Oliva believes that Cuba “is ready for a transition” thanks in part to the fact that “the gap between Cuba and Miami has narrowed… People are no longer informed by the National News; they open Facebook and see their cousin who was here yesterday and there today. That is why we no longer see Cubans protesting about hunger or electricity. They demand freedom, they ask for change, they say ‘down with communism.’”

The opposition, he says, is ready to form a “very successful” government of which he would like to be a part, although he does not know “what position I would occupy”, or if they would call on his services. “But I am willing to drop everything and go to Cuba to rebuild my country,” he says.

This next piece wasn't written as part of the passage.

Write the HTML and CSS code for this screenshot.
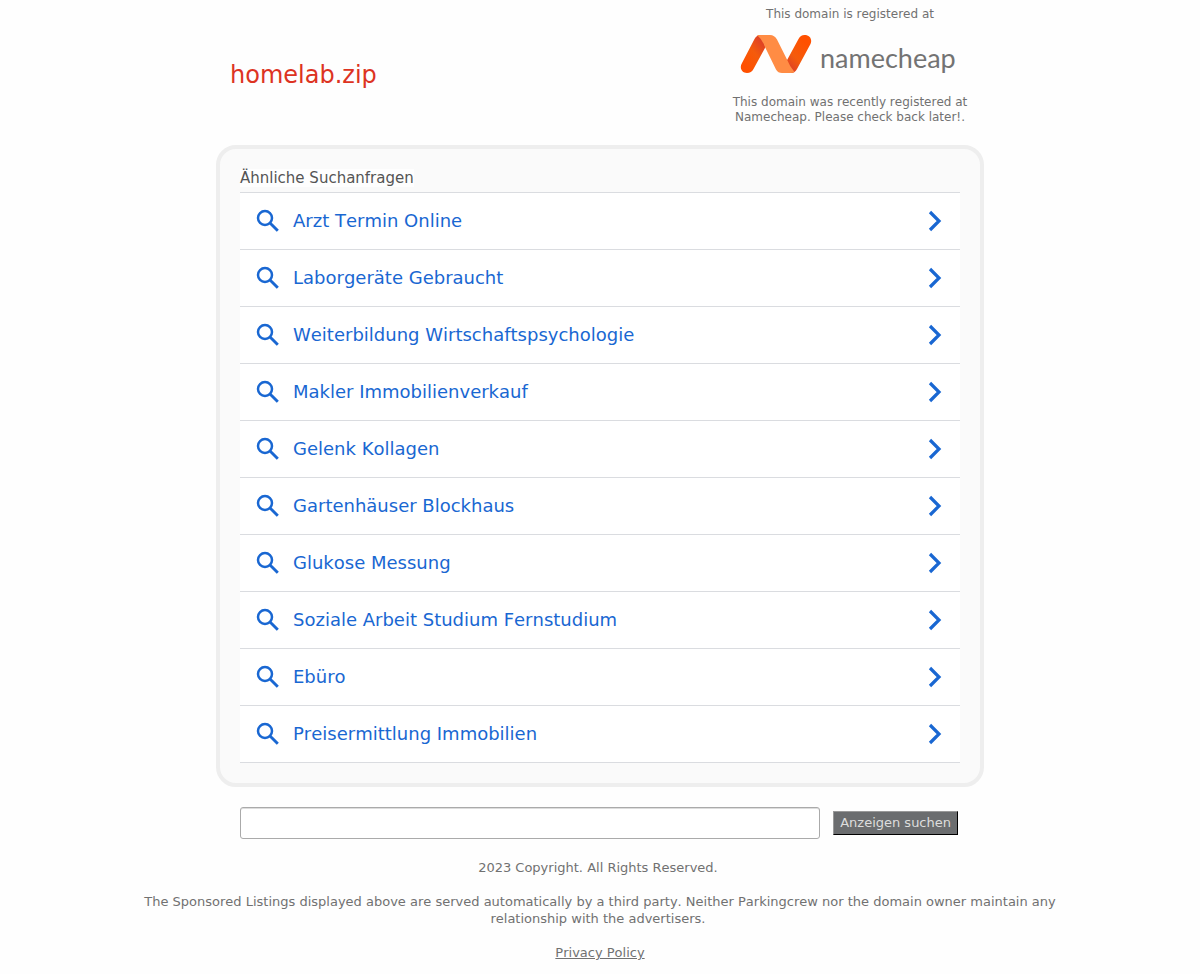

The risk of promoting a chimera

But analysts are cautious about developments. Ted Henken, a sociology professor and expert on Cuba at New York’s City University, believes that the crisis on the island together with Washington’s aggressive policy has generated “an exaggerated expectation” that feeds what he calls “the industry of being a Cuban leader in exile.”

“Some have very good intentions, but it is also a kind of industry that does not need to produce results because it does not govern. It is like an electoral campaign where everything is promised without having to assume responsibility, attributing limitations to the current dictatorship. It is, in a way, an irresponsible position,” he concludes.

Rubio, he adds, seems to be “preparing the Cuban-American community for disappointment, so that they understand that the agreement that is reached may not be the one they would prefer,” he says. “It is possible that the Cuban government will resist again, or that even if there is a change, many of the promises will not be fulfilled — or at least not immediately.”